The Calman commission criticised this mixed economy and considered that the current situation was unnecessarily time-consuming and cumbersome owing to the need to obtain agreement from the Scottish Parliament. The commission also pointed out that the current mixed economy presented risks in terms of consistency that could lead to the fragmentation of standards across the UK and threaten the mobility of practitioners across all four countries, which is a point that Members have raised. The Government agree that there are risks with the current situation. The Calman commission also noted that the current processes gave the Scottish Parliament some influence over the regulation of reserved professions—for instance, where there are orders and regulations relating to the regulation of professions that cover both devolved and reserved matters. The commission also took the view that there should be a common approach to the regulation of the health professions.
The Government have accepted the arguments made by the Calman commission, so the clause re-reserves the regulation of all health care professions currently regulated by legislation. It also has the practical effect of reserving to the Westminster Parliament the subject matter of the regulation of any new health professions in the future.

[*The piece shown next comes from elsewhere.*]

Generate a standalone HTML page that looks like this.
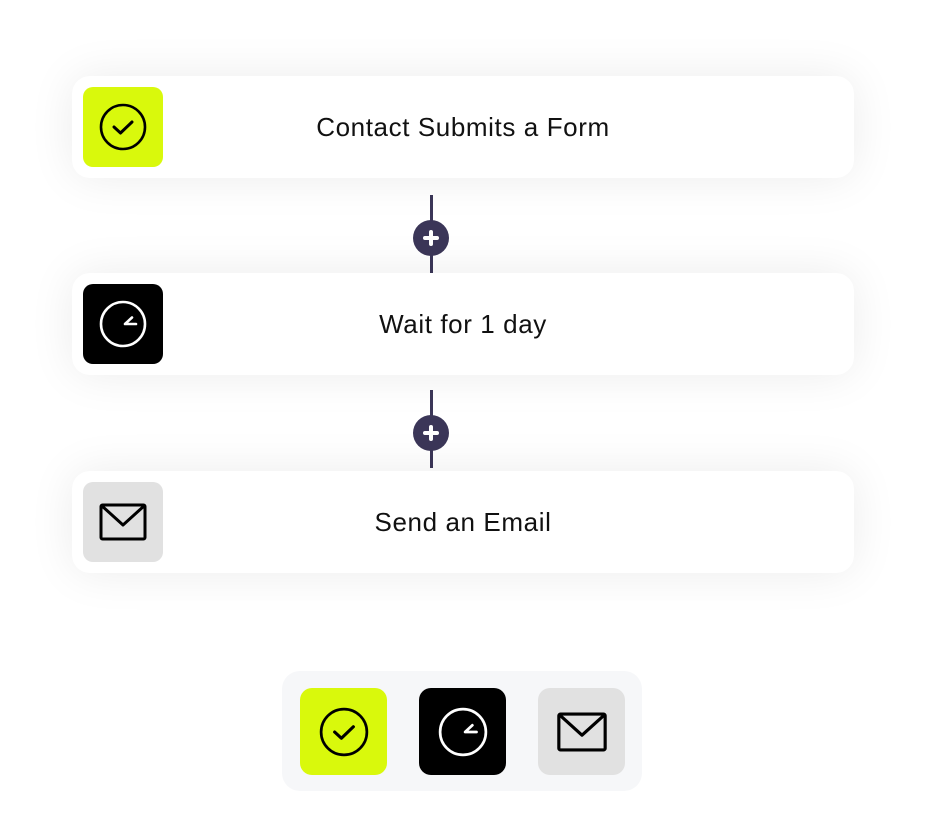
<!DOCTYPE html>
<html><head><style>
body{margin:0;width:934px;height:813px;background:#fff;position:relative;font-family:"Liberation Sans",sans-serif;overflow:hidden}
.card{position:absolute;left:72px;width:782px;height:102px;background:#fff;border-radius:18px;box-shadow:0 0 45px rgba(0,0,0,0.08)}
.card .ic{position:absolute;left:11px;top:11px;width:80px;height:80px;border-radius:10px;display:flex;align-items:center;justify-content:center}
.card .t{position:absolute;left:0;right:0;top:0;line-height:102px;text-align:center;font-size:26px;letter-spacing:0.6px;color:#111}
.line{position:absolute;left:430px;width:3px;background:#3b3658}
.plus{position:absolute;left:413px;width:36px;height:36px;border-radius:50%;background:#3b3658}
.plus:before,.plus:after{content:"";position:absolute;background:#fff;border-radius:2px}
.plus:before{left:10px;top:16px;width:16px;height:4px}
.plus:after{left:16px;top:10px;width:4px;height:16px}
.panel{position:absolute;left:282px;top:671px;width:360px;height:120px;background:#f6f7f9;border-radius:18px}
.b{position:absolute;top:17px;width:87px;height:87px;border-radius:12px;display:flex;align-items:center;justify-content:center}
.g{background:#d9f90c}.k{background:#000}.l{background:#e1e1e1}
</style></head><body>
<div class="line" style="top:195px;height:78px"></div>
<div class="plus" style="top:220px"></div>
<div class="line" style="top:390px;height:78px"></div>
<div class="plus" style="top:415px"></div>

<div class="card" style="top:76px"><div class="ic g"><svg width="50" height="50" viewBox="0 0 50 50"><circle cx="25" cy="25" r="22" fill="none" stroke="#000" stroke-width="2.6"/><path d="M16 25l6.5 6 11.5-11" fill="none" stroke="#000" stroke-width="3" stroke-linecap="round" stroke-linejoin="round"/></svg></div><div class="t">Contact Submits a Form</div></div>
<div class="card" style="top:273px"><div class="ic k"><svg width="50" height="50" viewBox="0 0 50 50"><circle cx="25" cy="25" r="22" fill="none" stroke="#fff" stroke-width="2.6"/><path d="M38 25h-11l7-6.5" fill="none" stroke="#fff" stroke-width="2.6" stroke-linecap="round" stroke-linejoin="round"/></svg></div><div class="t">Wait for 1 day</div></div>
<div class="card" style="top:471px"><div class="ic l"><svg width="48" height="38" viewBox="0 0 48 38"><rect x="2" y="2" width="44" height="34" rx="1.5" fill="none" stroke="#000" stroke-width="3"/><path d="M3 3l21 19 21-19" fill="none" stroke="#000" stroke-width="3" stroke-linejoin="round"/></svg></div><div class="t">Send an Email</div></div>

<div class="panel">
<div class="b g" style="left:18px"><svg width="52" height="52" viewBox="0 0 50 50"><circle cx="25" cy="25" r="22" fill="none" stroke="#000" stroke-width="2.6"/><path d="M16 25l6.5 6 11.5-11" fill="none" stroke="#000" stroke-width="3" stroke-linecap="round" stroke-linejoin="round"/></svg></div>
<div class="b k" style="left:137px"><svg width="52" height="52" viewBox="0 0 50 50"><circle cx="25" cy="25" r="22" fill="none" stroke="#fff" stroke-width="2.6"/><path d="M38 25h-11l7-6.5" fill="none" stroke="#fff" stroke-width="2.6" stroke-linecap="round" stroke-linejoin="round"/></svg></div>
<div class="b l" style="left:256px"><svg width="52" height="40" viewBox="0 0 48 38"><rect x="2" y="2" width="44" height="34" rx="1.5" fill="none" stroke="#000" stroke-width="3"/><path d="M3 3l21 19 21-19" fill="none" stroke="#000" stroke-width="3" stroke-linejoin="round"/></svg></div>
</div>
</body></html>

Notwithstanding the reservation that the clause will deliver, the UK Government will continue to agree policy in relation to the regulation of the health professions with the Scottish Government. The UK Government, through the Department of Health in England, will continue to engage closely with officials in the Scottish Government—and, for that matter, with the Administrations in Northern Ireland and Wales—to develop future policy proposals concerning the regulation of health care professionals. This will ensure that the views of the Scottish people will be taken into consideration as we go forwards, but in a manner that will deliver a consistent approach to regulation that works for the whole of the UK.